You already said everything I was going to. :)
I've always thought that they are illustrating possible values and
how to express that value in the context the values appear in is up
to the readers who learn what values to write in this document (and
they learn from manual for shell to learn the shell quoting
convention and manual for 'git config' to learn the config quoting
convention).  Hence my initial reaction to your patch was "shell?
Quoting for shell is outside the scope of the explanation here".

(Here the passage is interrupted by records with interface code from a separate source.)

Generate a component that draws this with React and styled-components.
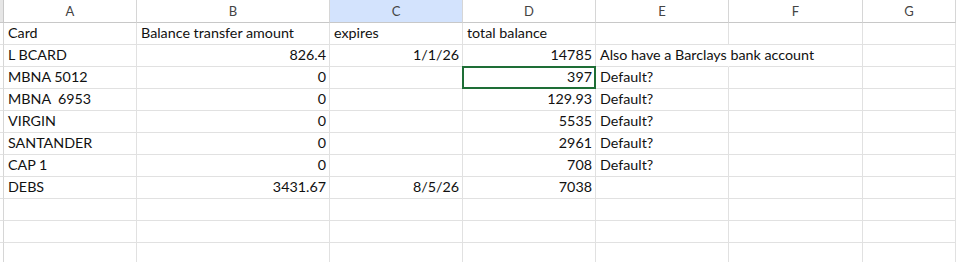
import React from "react";
import styled, { createGlobalStyle } from "styled-components";

const GlobalStyle = createGlobalStyle`
  html, body {
    margin: 0;
    padding: 0;
    background: #ffffff;
  }
  body {
    font-family: Lato, "Open Sans", "Liberation Sans", sans-serif;
  }
`;

const columns = ["A", "B", "C", "D", "E", "F", "G"];
const selectedCol = "C";

const rows = [
  ["Card", "Balance transfer amount", "expires", "total balance", "", "", ""],
  ["L BCARD", 826.4, "1/1/26", 14785, "Also have a Barclays bank account", "", ""],
  ["MBNA 5012", 0, "", 397, "Default?", "", ""],
  ["MBNA  6953", 0, "", 129.93, "Default?", "", ""],
  ["VIRGIN", 0, "", 5535, "Default?", "", ""],
  ["SANTANDER", 0, "", 2961, "Default?", "", ""],
  ["CAP 1", 0, "", 708, "Default?", "", ""],
  ["DEBS", 3431.67, "8/5/26", 7038, "", "", ""],
  ["", "", "", "", "", "", ""],
  ["", "", "", "", "", "", ""],
  ["", "", "", "", "", "", ""],
];

const activeCell = { row: 2, col: 3 };
const dateLike = (v) => typeof v === "string" && /^\d+\/\d+\/\d+$/.test(v);

const Sheet = styled.div`
  display: grid;
  grid-template-columns: 4px 133px 193px 133px 133px 133px 134px 1fr;
  grid-template-rows: 23px repeat(11, 22px);
  width: 956px;
  height: 262px;
  overflow: hidden;
  color: #111;
  font-size: 14.3px;
`;

const Corner = styled.div`
  background: #e6e6e6;
  border-right: 1px solid #c8c8c8;
  border-bottom: 1px solid #c8c8c8;
`;

const ColHeader = styled.div`
  display: flex;
  align-items: center;
  justify-content: center;
  background: ${(p) => (p.$selected ? "#d3e3fd" : "#ffffff")};
  color: #444;
  font-size: 13px;
  border-right: 1px solid #d6d6d6;
  border-bottom: 1px solid #c8c8c8;
`;

const RowHeader = styled.div`
  background: #ffffff;
  border-right: 1px solid #d6d6d6;
  border-bottom: 1px solid #e1e1e1;
`;

const Cell = styled.div`
  position: relative;
  display: flex;
  align-items: flex-end;
  justify-content: ${(p) => (p.$right ? "flex-end" : "flex-start")};
  padding: 0 ${(p) => (p.$right ? "3px" : "0")} 1px ${(p) => (p.$right ? "0" : "4px")};
  white-space: pre;
  overflow: visible;
  line-height: 20px;
  border-right: 1px solid ${(p) => (p.$spill ? "transparent" : "#e1e1e1")};
  border-bottom: 1px solid #e1e1e1;
  z-index: ${(p) => (p.$spill ? 1 : 0)};
`;

const ActiveBox = styled.div`
  position: absolute;
  left: -1px;
  top: -1px;
  right: -1px;
  bottom: -1px;
  border: 2px solid #1e6e36;
  pointer-events: none;
`;

export default function App() {
  return (
    <>
      <GlobalStyle />
      <Sheet>
        <Corner />
        {columns.map((c) => (
          <ColHeader key={c} $selected={c === selectedCol}>
            {c}
          </ColHeader>
        ))}
        {rows.map((r, ri) => (
          <React.Fragment key={ri}>
            <RowHeader />
            {r.map((v, ci) => {
              const right = typeof v === "number" || dateLike(v);
              const spill = ci === 4 && typeof v === "string" && v.length > 16;
              const active = ri === activeCell.row && ci === activeCell.col;
              return (
                <Cell key={ci} $right={right} $spill={spill}>
                  {v === "" ? null : String(v)}
                  {active && <ActiveBox />}
                </Cell>
              );
            })}
          </React.Fragment>
        ))}
      </Sheet>
    </>
  );
}
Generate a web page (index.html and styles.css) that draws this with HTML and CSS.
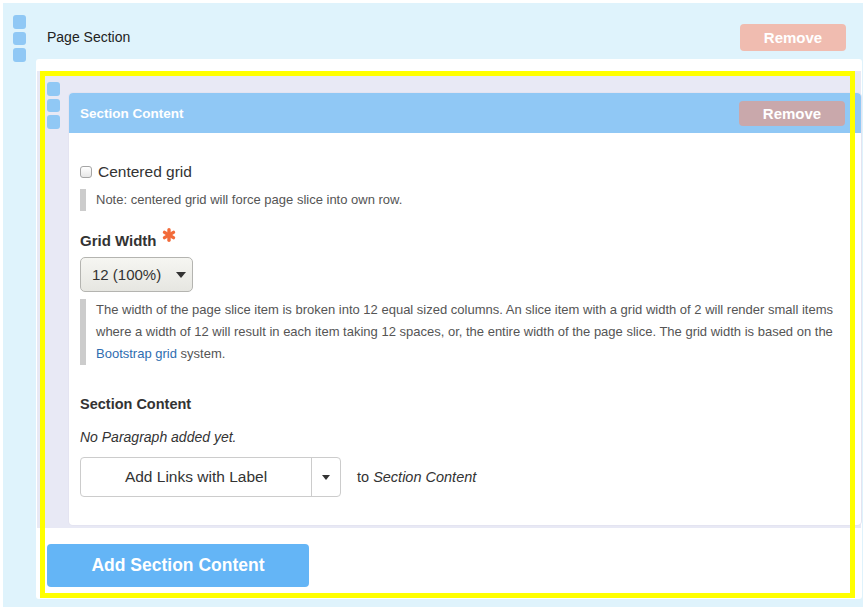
FILE: index.html
```html
<!DOCTYPE html>
<html lang="en">
<head>
<meta charset="utf-8">
<title>Page Section</title>
<link rel="stylesheet" href="styles.css">
</head>
<body>
<div class="page-section">
  <div class="handle ps-handle"><span></span><span></span><span></span></div>
  <div class="ps-main">
    <div class="ps-head">
      <span class="ps-title">Page Section</span>
      <button class="btn-remove">Remove</button>
    </div>
    <div class="panel">
      <div class="item">
        <div class="handle item-handle"><span></span><span></span><span></span></div>
        <div class="card">
          <div class="card-head">
            <span class="card-title">Section Content</span>
            <button class="btn-remove btn-remove-dark">Remove</button>
          </div>
          <div class="card-body">
            <label class="check-row"><input type="checkbox" class="check"> Centered grid</label>
            <div class="note">Note: centered grid will force page slice into own row.</div>
            <div class="field-label">Grid Width <svg class="req" width="14" height="14" viewBox="0 0 14 14"><g stroke="#f26b3a" stroke-width="3.4" stroke-linecap="round"><line x1="7" y1="1.8" x2="7" y2="12.2"/><line x1="2.5" y1="4.4" x2="11.5" y2="9.6"/><line x1="2.5" y1="9.6" x2="11.5" y2="4.4"/></g></svg></div>
            <div class="select"><span>12 (100%)</span><i class="select-caret"></i></div>
            <div class="note desc">The width of the page slice item is broken into 12 equal sized columns. An slice item with a grid width of 2 will render small items where a width of 12 will result in each item taking 12 spaces, or, the entire width of the page slice. The grid width is based on the <a href="#" class="link">Bootstrap grid</a> system.</div>
            <div class="field-label sub-label">Section Content</div>
            <div class="empty">No Paragraph added yet.</div>
            <div class="add-row">
              <div class="split">
                <span class="split-main">Add Links with Label</span>
                <span class="split-toggle"><i class="dd-caret"></i></span>
              </div>
              <span class="add-to">to <em>Section Content</em></span>
            </div>
          </div>
        </div>
      </div>
      <div class="panel-foot">
        <button class="btn-add">Add Section Content</button>
      </div>
      <div class="highlight"></div>
    </div>
  </div>
</div>
</body>
</html>
```
FILE: styles.css
```css
* { box-sizing: border-box; }
html, body { margin: 0; background: #fff; }
body {
  font-family: "Liberation Sans", Arial, Helvetica, sans-serif;
  color: #333;
}
.page-section {
  margin: 3px 5px 0 3px;
  height: 604px;
  background: #dff3fc;
  display: flex;
  padding-left: 10px;
}
.handle { display: flex; flex-direction: column; gap: 3px; width: 13px; flex: none; }
.handle span { display: block; width: 13px; height: 13.5px; border-radius: 3px; background: #90c8f5; }
.ps-handle { margin-top: 12px; margin-right: 10px; }
.ps-main { flex: 1; padding-right: 1px; }
.ps-head {
  height: 56px;
  padding: 12px 16px 0 11px;
  display: flex;
  align-items: center;
  justify-content: space-between;
}
.ps-title { font-size: 14px; color: #222; }
.btn-remove {
  width: 106px;
  height: 27px;
  border: 0;
  border-radius: 4px;
  background: #f0bcb0;
  color: #fff;
  font-family: inherit;
  font-weight: bold;
  font-size: 15px;
  padding: 0;
}
.btn-remove-dark { height: 25px; background: #c9a8ab; }
.panel {
  position: relative;
  background: #fff;
  border-radius: 3px;
  padding: 12px 1px 12px 1px;
  height: 540px;
}
.item {
  background: #e8e9f5;
  display: flex;
  align-items: flex-start;
  padding-bottom: 3px;
}
.item-handle { margin: 11px 9px 0 10px; }
.card {
  flex: 1;
  margin-top: 22px;
  background: #fff;
  border-radius: 4px;
  box-shadow: 0 0 0 1px #e4e4f1;
}
.card-head {
  height: 40px;
  background: #90c8f5;
  border-radius: 4px 4px 0 0;
  display: flex;
  align-items: center;
  justify-content: space-between;
  padding: 0 16px 0 11px;
}
.card-title { color: #fff; font-weight: bold; font-size: 13.5px; }
.card-body { padding: 29px 16px 28px 11px; }
.check-row {
  display: flex;
  align-items: center;
  height: 20px;
  font-size: 15.5px;
  color: #333;
}
.check {
  -webkit-appearance: none;
  appearance: none;
  width: 12px;
  height: 12px;
  margin: 0 6px 0 0;
  border: 1px solid #a5a5a5;
  border-radius: 3px;
  background: linear-gradient(#fff, #e6e6e6);
}
.note {
  margin-top: 7px;
  border-left: 6px solid #cccccc;
  padding-left: 10px;
  line-height: 22px;
  font-size: 13px;
  color: #555;
}
.field-label {
  margin-top: 20px;
  height: 20px;
  line-height: 20px;
  font-weight: bold;
  font-size: 15px;
  color: #333;
  display: flex;
  align-items: center;
}
.req { margin: -12px 0 0 5px; }
.select {
  margin-top: 6px;
  width: 113px;
  height: 35px;
  border: 1px solid #b4b4b0;
  border-radius: 5px;
  background: linear-gradient(#f6f6f2, #e6e6e1);
  display: flex;
  align-items: center;
  justify-content: space-between;
  padding: 0 6px 0 11px;
  font-size: 15px;
  color: #333;
}
.select-caret {
  width: 0; height: 0;
  border-left: 5px solid transparent;
  border-right: 5px solid transparent;
  border-top: 6px solid #333;
}
.desc { margin-top: 7px; }
.link { color: #2f6db0; text-decoration: none; }
.sub-label { margin-top: 29px; font-size: 14.5px; }
.empty {
  margin-top: 13px;
  line-height: 20px;
  font-size: 14px;
  font-style: italic;
  color: #333;
}
.add-row { margin-top: 10px; display: flex; align-items: center; }
.split {
  display: flex;
  height: 40px;
  border: 1px solid #cccccc;
  border-radius: 4px;
}
.split-main {
  width: 231px;
  display: flex;
  align-items: center;
  justify-content: center;
  font-size: 15.5px;
  color: #333;
  border-right: 1px solid #cccccc;
}
.split-toggle { width: 28px; display: flex; align-items: center; justify-content: center; }
.dd-caret {
  width: 0; height: 0;
  border-left: 4.5px solid transparent;
  border-right: 4.5px solid transparent;
  border-top: 5px solid #333;
}
.add-to { margin-left: 16px; font-size: 14.5px; color: #333; }
.panel-foot { padding: 16px 0 0 10px; }
.btn-add {
  width: 262px;
  height: 43px;
  border: 0;
  border-radius: 4px;
  background: #64b5f6;
  color: #fff;
  font-family: inherit;
  font-weight: bold;
  font-size: 17.5px;
  padding: 0;
}
.highlight {
  position: absolute;
  left: 4px;
  top: 12px;
  width: 815px;
  height: 527px;
  border: 5px solid #ffff00;
  pointer-events: none;
}
```
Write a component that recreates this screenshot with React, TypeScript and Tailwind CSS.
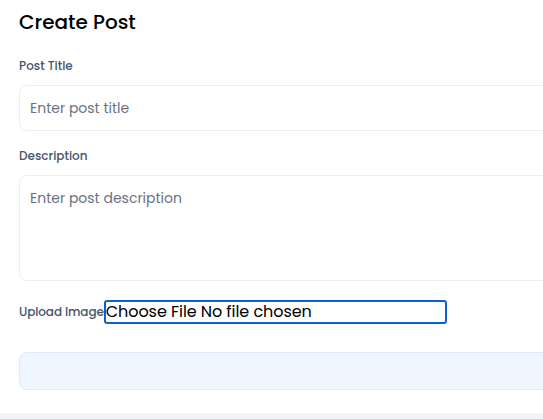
export default function App() {
  return (
    <div className="min-h-screen bg-gray-100 font-['Poppins','Open_Sans',sans-serif]">
      <div className="bg-white pl-[19px] pt-2 pb-[23px] overflow-hidden">
        <h1 className="text-xl leading-7 font-medium text-black">Create Post</h1>

        <label className="block mt-[22px] text-xs leading-4 font-medium text-slate-600">Post Title</label>
        <input
          type="text"
          placeholder="Enter post title"
          className="block mt-[11px] w-[560px] h-[46px] px-[10px] rounded-lg border border-[#eeeef4] text-sm text-gray-700 placeholder:text-gray-500 outline-none"
        />

        <label className="block mt-[17px] text-xs leading-4 font-medium text-slate-600">Description</label>
        <textarea
          placeholder="Enter post description"
          className="block mt-[11px] w-[560px] h-[106px] px-[10px] py-3 rounded-lg border border-[#eeeef4] text-sm text-gray-700 placeholder:text-gray-500 outline-none resize-none"
        />

        <div className="mt-[19px] flex items-center">
          <span className="text-xs font-medium text-slate-600 tracking-[-0.1px]">Upload Image</span>
          <div className="w-[343px] h-6 flex items-center rounded-[3px] border-2 border-[#0a5fd1] text-base text-black tracking-[-0.05px]">
            <span>Choose File</span>
            <span className="ml-1">No file chosen</span>
          </div>
        </div>

        <button className="block mt-7 w-[560px] h-[38px] rounded-lg border border-blue-100 bg-blue-50" />
      </div>
    </div>
  );
}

On the other hand, for anybody who assumes that these examples are
literally showing what you write after "[credential] helper = " in
the configuration file, the example clearly is wrong and dq may be
needed (but yours is also wrong, in that it loses double quotes
around the argument to echo; if ~/.secret file had a tab in it, the
helper will now yield a wrong password and you won't be able to log
in).
Yes, they were definitely meant as: here are the raw values you would
want to use, and it is up to you to figure out how to get that into a
config file (whether on the cmdline via "git config" or editing the file
yourself).

I think we can either clarify that with a note at the beginning of the
list, or we can just present it as config, like:
diff --git a/Documentation/gitcredentials.txt b/Documentation/gitcredentials.txt
index 1814d2d23c..c756ecb8fd 100644
--- a/Documentation/gitcredentials.txt
+++ b/Documentation/gitcredentials.txt
@@ -216,20 +216,25 @@ Here are some example specifications:
 
 ----------------------------------------------------
 # run "git credential-foo"
-foo
+[credential]
+helper = foo
 
 # same as above, but pass an argument to the helper
-foo --bar=baz
+[credential]
+helper = foo --bar=baz
 
 # the arguments are parsed by the shell, so use shell
 # quoting if necessary
-foo --bar="whitespace arg"
+[credential]
+helper = "foo --bar='whitespace arg'"
 
 # you can also use an absolute path, which will not use the git wrapper
-/path/to/my/helper --with-arguments
+[credential]
+helper = /path/to/my/helper --with-arguments
 
 # or you can specify your own shell snippet
-!f() { echo "password=`cat $HOME/.secret`"; }; f
+[credential]
+helper = "!f() { echo \"password=`cat $HOME/.secret`\"; }; f"
 ----------------------------------------------------
 
 Generally speaking, rule (3) above is the simplest for users to specify.
It may be easier to just use double-quotes consistently, even for ones
that do not need it, to give readers one less thing to wonder about.